Me lo confirmó, desalentado, un miembro de la nomenklatura que viaja al exterior en funciones comerciales: “el Viejo es el freno”. En efecto: se sabe que la inmensa mayoría de los cubanos, incluidos los de la clase dirigente, quieren cambios profundos en el terreno económico (muy pocos se atreven a hablar de cambios políticos), pero también se sabe que el gran obstáculo que hasta ahora lo ha impedido es la terquedad estalinista de Fidel Castro.
Fidel es quien se ha opuesto a que los cubanos puedan comprar y vender libremente sus viviendas o automóviles; quien durante décadas bloqueó los mercados libres campesinos que hubieran aliviado la miseria de sus compatriotas. Fue él quien, en 1968, en medio de un arrebato colectivista, confiscó y destruyó 60 000 microempresas privadas que hacían la vida menos inclemente a los cubanos.
Raúl, sin embargo, en petit comité insiste en que habrá cambios sustanciales. ¿Habla en serio? Si así fuera, debería aclarar de inmediato dos aspectos esenciales: cuál es el alcance de esos cambios y quiénes van a llevarlos a cabo.
De acuerdo a las amargas palabras, en privado, claro, de un diputado que no lo quiere nada, los cambios los determina Raúl y los ejecutará su camarilla. Pero esa filosofía no funciona a estas alturas de la dictadura. Los mismos que han provocado, prolongado y administrado el desastre durante medio siglo han perdido la confianza de la sociedad. Los cubanos desconfían y se sabe que el elemento fundamental en cualquier proceso radical de cambio es el entusiasmo de las gentes.
Raúl se mueve con un pequeño grupo de militares, y le ha dado un enorme poder extraoficial a su hijo Alejandro Castro Espín, un coronel del Ministerio del Interior formado en la desaparecida URSS, señalándolo, de facto, como el heredero de la dinastía. Alejandro ha creado, a su vez , un fantasmal organismo que supervisa, controla y aterroriza a todo el aparato gerencial gubernamental.
Si, finalmente, Raúl admite que el colectivismo es irremediablemente improductivo, que es tanto como decir que el marxismo-leninismo es un disparate, no es cuestión de despedir a medio millón de trabajadores con la esperanza de que se pongan a criar conejos o se alquilen como payasos en las fiestas infantiles, sino de hacer “cirugía mayor ideológica” (la frase es de un profesor de la Universidad de La Habana).
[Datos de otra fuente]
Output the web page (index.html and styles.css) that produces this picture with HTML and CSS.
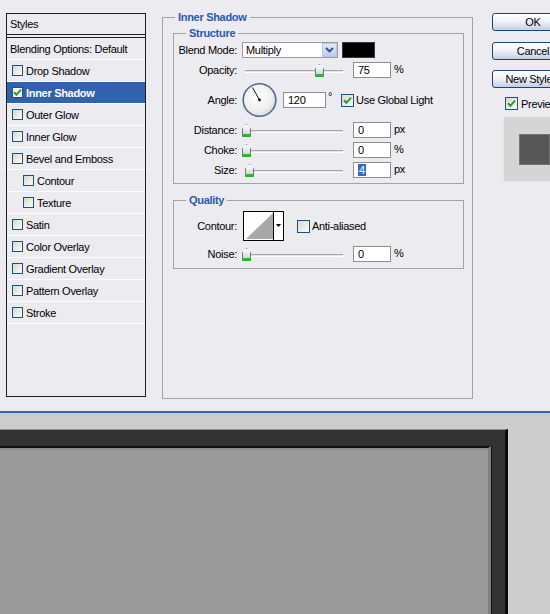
FILE: index.html
```html
<!DOCTYPE html>
<html lang="en">
	<head>
		<meta charset="UTF-8" />
		<meta name="viewport" content="width=device-width, initial-scale=1.0" />
		<title>Layer Style</title>

		<link rel="stylesheet" href="styles.css">
	</head>
	<body>
		<div class="dialog">
			<!-- style list -->
			<ul class="styles">
				<li class="styles_head">Styles</li>
				<li class="styles_blend">Blending Options: Default</li>
				<li><span class="check"></span>Drop Shadow</li>
				<li class="on">
					<span class="check">
						<svg width="9" height="9" viewBox="0 0 9 9"><path d="M1 4.2 L3.4 6.8 L8 1.6" fill="none" stroke="#21a121" stroke-width="2" /></svg>
					</span>Inner Shadow
				</li>
				<li><span class="check"></span>Outer Glow</li>
				<li><span class="check"></span>Inner Glow</li>
				<li><span class="check"></span>Bevel and Emboss</li>
				<li class="sub"><span class="check"></span>Contour</li>
				<li class="sub"><span class="check"></span>Texture</li>
				<li><span class="check"></span>Satin</li>
				<li><span class="check"></span>Color Overlay</li>
				<li><span class="check"></span>Gradient Overlay</li>
				<li><span class="check"></span>Pattern Overlay</li>
				<li><span class="check"></span>Stroke</li>
			</ul>

			<!-- settings -->
			<fieldset class="group main">
				<legend>Inner Shadow</legend>

				<fieldset class="group structure">
					<legend>Structure</legend>

					<div class="row">
						<span class="label">Blend Mode:</span>
						<div class="select">
							<span class="select_text">Multiply</span>
							<span class="select_btn">
								<svg width="9" height="6" viewBox="0 0 9 6"><path d="M1 1 L4.5 4.5 L8 1" fill="none" stroke="#3b4f74" stroke-width="1.8" /></svg>
							</span>
						</div>
						<span class="swatch"></span>
					</div>

					<div class="row">
						<span class="label">Opacity:</span>
						<div class="slider">
							<span class="slider_track"></span>
							<span class="thumb" style="left: 73px"></span>
						</div>
						<span class="field">75</span>
						<span class="unit">%</span>
					</div>

					<div class="row row_angle">
						<span class="label">Angle:</span>
						<svg class="dial" width="35" height="36" viewBox="0 0 35 36">
							<defs>
								<radialGradient id="dialFill" cx="0.45" cy="0.4" r="0.6">
									<stop offset="0" stop-color="#ffffff" />
									<stop offset="0.7" stop-color="#f0f0ee" />
									<stop offset="1" stop-color="#d6d9e2" />
								</radialGradient>
							</defs>
							<circle cx="17.5" cy="18" r="16.3" fill="url(#dialFill)" stroke="#56698e" stroke-width="1.6" />
							<line x1="17.5" y1="18" x2="10.5" y2="5.5" stroke="#111" stroke-width="1" />
							<circle cx="17.5" cy="18" r="1.4" fill="#111" />
						</svg>
						<span class="field field_angle">120</span>
						<span class="degree">°</span>
						<span class="check check_main">
							<svg width="9" height="9" viewBox="0 0 9 9"><path d="M1 4.2 L3.4 6.8 L8 1.6" fill="none" stroke="#21a121" stroke-width="2" /></svg>
						</span>
						<span class="check_text">Use Global Light</span>
					</div>

					<div class="row">
						<span class="label">Distance:</span>
						<div class="slider">
							<span class="slider_track"></span>
							<span class="thumb" style="left: 0px"></span>
						</div>
						<span class="field">0</span>
						<span class="unit">px</span>
					</div>

					<div class="row">
						<span class="label">Choke:</span>
						<div class="slider">
							<span class="slider_track"></span>
							<span class="thumb" style="left: 0px"></span>
						</div>
						<span class="field">0</span>
						<span class="unit">%</span>
					</div>

					<div class="row">
						<span class="label">Size:</span>
						<div class="slider">
							<span class="slider_track"></span>
							<span class="thumb" style="left: 3px"></span>
						</div>
						<span class="field"><span class="selected">4</span></span>
						<span class="unit">px</span>
					</div>
				</fieldset>

				<fieldset class="group quality">
					<legend>Quality</legend>

					<div class="row row_contour">
						<span class="label">Contour:</span>
						<svg class="contour" width="41" height="30" viewBox="0 0 41 30">
							<rect x="0.5" y="0.5" width="40" height="29" fill="#fff" stroke="#000" />
							<polygon points="3,28 30,2 30,28" fill="#a8a8a8" />
							<line x1="30.5" y1="1" x2="30.5" y2="29" stroke="#000" />
							<polygon points="33,13 38,13 35.5,16" fill="#000" />
						</svg>
						<span class="check check_main check_aa"></span>
						<span class="check_text">Anti-aliased</span>
					</div>

					<div class="row row_noise">
						<span class="label">Noise:</span>
						<div class="slider">
							<span class="slider_track"></span>
							<span class="thumb" style="left: 0px"></span>
						</div>
						<span class="field">0</span>
						<span class="unit">%</span>
					</div>
				</fieldset>
			</fieldset>

			<!-- buttons -->
			<div class="side">
				<div class="btn">OK</div>
				<div class="btn btn_cancel">Cancel</div>
				<div class="btn btn_new">New Style...</div>
				<div class="preview_check">
					<span class="check check_main">
						<svg width="9" height="9" viewBox="0 0 9 9"><path d="M1 4.2 L3.4 6.8 L8 1.6" fill="none" stroke="#21a121" stroke-width="2" /></svg>
					</span>
					<span class="check_text">Preview</span>
				</div>
				<div class="preview_box">
					<div class="preview_square"></div>
				</div>
			</div>
		</div>

		<!-- document canvas -->
		<div class="canvas">
			<div class="frame">
				<div class="canvas_inner"></div>
			</div>
		</div>
	</body>
</html>
```

FILE: styles.css
```css
* {
	padding: 0;
	margin: 0;
	box-sizing: border-box;
}
li {
	list-style: none;
}

body {
	width: 550px;
	height: 614px;
	overflow: hidden;
	background-color: #cdcdcd;
	font-family: "Liberation Sans", Arial, sans-serif;
	font-size: 11px;
	letter-spacing: -0.3px;
	color: #000;
}

.dialog {
	display: flex;
	align-items: flex-start;
	height: 413px;
	padding-left: 6px;
	background-color: #ecebf0;
	border-bottom: 2px solid #3563b0;
}

/* style list */
.styles {
	flex: none;
	margin-top: 13px;
	width: 140px;
	height: 384px;
	border: 1px solid #1e1e1e;
}

.styles li {
	display: flex;
	align-items: center;
	gap: 3px;
	height: 22px;
	padding-left: 5px;
	border-bottom: 1px solid #fff;
	white-space: nowrap;
}

.styles .styles_head {
	height: 24px;
	padding-left: 3px;
	border-bottom: 4px double #222;
}

.styles .styles_blend {
	padding-left: 3px;
}

.styles .sub {
	padding-left: 16px;
}

.styles .on {
	background-color: #3162ae;
	color: #fff;
	font-weight: bold;
}

.check {
	display: flex;
	justify-content: center;
	align-items: center;
	flex: none;
	width: 11px;
	height: 11px;
	border: 1px solid #1c5180;
	background: linear-gradient(135deg, #d8d8d2, #fafaf8);
}

.styles .on .check {
	background: #fff;
}

.check_main {
	width: 13px;
	height: 13px;
}

.check_text {
	margin-left: 2px;
}

/* group boxes */
.group {
	border: 1px solid #a2a2a8;
}

.group > legend {
	padding: 0 3px;
	line-height: 13px;
	font-weight: bold;
	color: #2a58aa;
}

.main {
	flex: none;
	margin-top: 11px;
	margin-left: 16px;
	width: 310px;
	height: 388px;
	padding: 3px 8px 0 10px;
}

.main > legend {
	margin-left: 2px;
}

.structure,
.quality {
	width: 291px;
}

.structure > legend,
.quality > legend {
	margin-left: 12px;
}

.structure {
	padding: 2px 0 5px 0;
}

.quality {
	margin-top: 10px;
	padding: 4px 0 6px 0;
}

.row {
	display: flex;
	align-items: center;
	height: 16px;
	white-space: nowrap;
}

.row + .row {
	margin-top: 4px;
}

.row_angle {
	height: 36px;
}

.row_contour {
	height: 30px;
}

.quality .row_noise {
	margin-top: 5px;
}

.label {
	flex: none;
	width: 63px;
	margin-right: 5px;
	text-align: right;
}

/* controls */
.select {
	display: flex;
	align-items: center;
	justify-content: space-between;
	width: 96px;
	height: 16px;
	border: 1px solid #9c9ca0;
	background-color: #fff;
}

.select_text {
	padding-left: 3px;
}

.select_btn {
	display: flex;
	justify-content: center;
	align-items: center;
	width: 15px;
	height: 14px;
	border: 1px solid #b4c6ea;
	background: linear-gradient(#e2ebfc, #b9ccf2);
}

.swatch {
	margin-left: 4px;
	width: 33px;
	height: 16px;
	background-color: #000;
	border: 1px solid #3a3a3a;
}

.slider {
	position: relative;
	display: flex;
	align-items: center;
	flex: none;
	width: 111px;
	height: 16px;
}

.slider_track {
	display: block;
	margin-left: 3px;
	margin-top: 2px;
	width: 98px;
	height: 3px;
	background-color: #e4e4e0;
	border-top: 1px solid #a6a6a2;
	border-bottom: 1px solid #fff;
}

.thumb {
	position: absolute;
	top: 2px;
	width: 9px;
	height: 13px;
	background: linear-gradient(#ffffff, #d4d8dc);
	border: 1px solid #6a7c8a;
	border-bottom: 3px solid #2fb42f;
	clip-path: polygon(0 35%, 50% 0, 100% 35%, 100% 100%, 0 100%);
}

.field {
	flex: none;
	width: 38px;
	height: 16px;
	padding-left: 4px;
	border: 1px solid #8e8e8e;
	background-color: #fff;
	line-height: 14px;
}

.field_angle {
	margin-left: 6px;
	width: 43px;
}

.selected {
	display: inline-block;
	padding: 0 1px;
	background-color: #316ac5;
	color: #fff;
	line-height: 12px;
}

.unit {
	margin-left: 3px;
	margin-bottom: 3px;
}

.dial {
	flex: none;
}

.degree {
	margin-left: 2px;
	margin-bottom: 8px;
}

.row_angle .check_main {
	margin-left: 9px;
}

.contour {
	flex: none;
	margin-left: 1px;
}

.check_aa {
	margin-left: 13px;
}

/* buttons */
.side {
	flex: none;
	display: flex;
	flex-direction: column;
	margin-top: 13px;
	margin-left: 19px;
	width: 84px;
}

.btn {
	width: 82px;
	height: 18px;
	border: 1px solid #22426f;
	border-radius: 3px;
	background: linear-gradient(#ffffff, #f1f3f9 45%, #c2cee6);
	text-align: center;
	line-height: 16px;
	white-space: nowrap;
}

.btn_cancel {
	margin-top: 11px;
}

.btn_new {
	margin-top: 10px;
}

.preview_check {
	display: flex;
	align-items: center;
	margin-top: 9px;
	padding-left: 13px;
	height: 13px;
}

.preview_check .check_text {
	margin-left: 3px;
}

.preview_box {
	margin-top: 6px;
	margin-left: 11px;
	width: 66px;
	height: 66px;
	padding: 17px 0 0 15px;
	background-color: #d5d5d5;
	border: 1px solid #e6e6e6;
}

.preview_square {
	width: 31px;
	height: 31px;
	background-color: #575757;
	border: 1px solid #767676;
}

/* document canvas */
.canvas {
	height: 201px;
	padding-top: 16px;
	background-color: #cdcdcd;
}

.frame {
	width: 508px;
	height: 185px;
	padding-top: 16px;
	background-color: #333;
	border-top: 1px solid #8c8c8c;
	border-right: 3px solid #0b0b0b;
}

.canvas_inner {
	width: 491px;
	height: 168px;
	background-color: #9a9a9a;
	border-top: 2px solid #101010;
	border-right: 3px solid #808080;
	box-shadow: 1px 0 0 #111, inset 0 2px 0 #8c8c8c;
}
```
Ello implica un debate general dentro y fuera del Partido Comunista, institución, como la Asamblea Nacional del Poder Popular, corresponsable del hundimiento del país, y comenzar a planear una asamblea constituyente que liquide la Constitución que le da sentido a un sistema que no sirve. Para que ocurra algo así van a tener que amarrar y sedar a Fidel Castro, dado que insiste testarudamente en no morirse. Según murmura la nomenklatura, el ‘Viejo’ es el mayor obstáculo.